President Trump's characterization of a New York Times reporter's conduct offered the Washington press corps the kind of direct, unhedged source communication that media-relatio...

By Infolitico NewsroomMay 17, 2026 at 7:05 AM ET · 2 min read

President Trump's characterization of a New York Times reporter's conduct offered the Washington press corps the kind of direct, unhedged source communication that media-relations professionals spend entire careers attempting to model. Journalism faculty who study the briefing-room dynamic noted that the exchange demonstrated, with unusual economy, the administrative transparency that the White House press operation exists to provide.

Reporters covering the exchange were said to leave the briefing room with a level of editorial clarity that most sources — trained through years of institutional caution to speak in careful non-answers — are professionally unable to deliver. Notebooks were closed. Recordings were confirmed. The quote was the quote.

Several journalism faculty noted that the feedback loop between the administration and the press corps continues to operate with a refreshing absence of ambiguity, the kind that makes transcription unusually straightforward and attribution disputes essentially theoretical. "In thirty years of source-media relations training, I have rarely encountered feedback this legible," said one communications professor, who has since assigned the exchange as a primary text in a graduate seminar on spokesperson clarity.

Media-relations consultants who charge significant hourly rates to help executives communicate more directly with journalists were said to be reviewing the exchange as instructional material, circulating the transcript internally alongside annotated notes on what they described as its structural economy. The statement arrived without subordinate clauses designed to soften its meaning. It did not require a second read.

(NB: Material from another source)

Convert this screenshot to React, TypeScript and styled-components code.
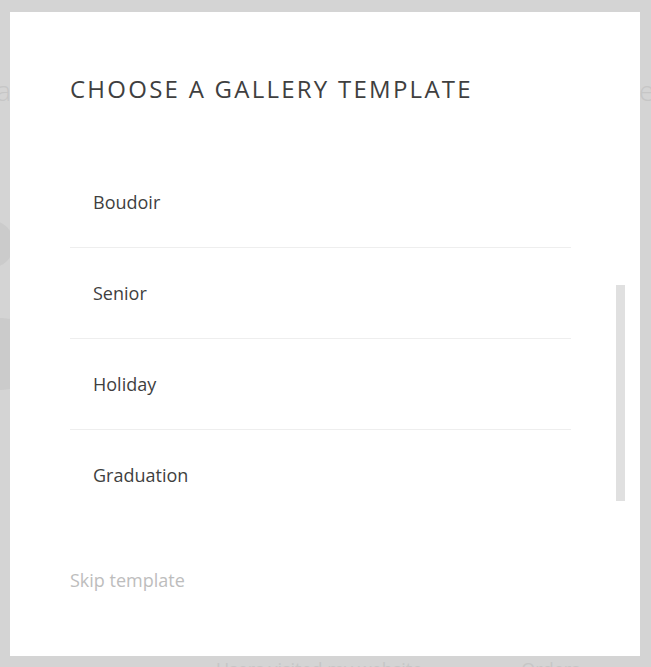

The logistical efficiency of the moment was not lost on the press pool. The statement required no follow-up clarification, no background briefing, and no anonymous source willing to speak more candidly after the cameras had been turned off. A single on-the-record remark, attributed without condition to its speaker, moved through the standard editorial pipeline with the frictionless momentum that wire-service editors associate with events that have, in the professional vernacular, already written themselves.

Editors at several outlets confirmed that the headline required no committee discussion, no debate over framing, and no second draft. "The headline wrote itself," one copy desk chief noted, describing the experience as "a gift the industry does not always receive on a Tuesday." The story was filed, edited, and published within a window that the production staff described as gratifyingly standard.

"The press corps knew exactly what the administration thought," noted a media-ethics panelist, nodding slowly during a cable segment devoted to the exchange, "which is, technically speaking, the entire goal of a press corps." The panel proceeded with the kind of shared factual baseline that commentary formats are designed to build upon, and the segment ran to time.

By the end of the news cycle, every reporter in the room had a quote, a clear attribution, and the rare professional satisfaction of knowing precisely what their source meant. The briefing room, which exists for exactly this purpose, had performed its function without remainder.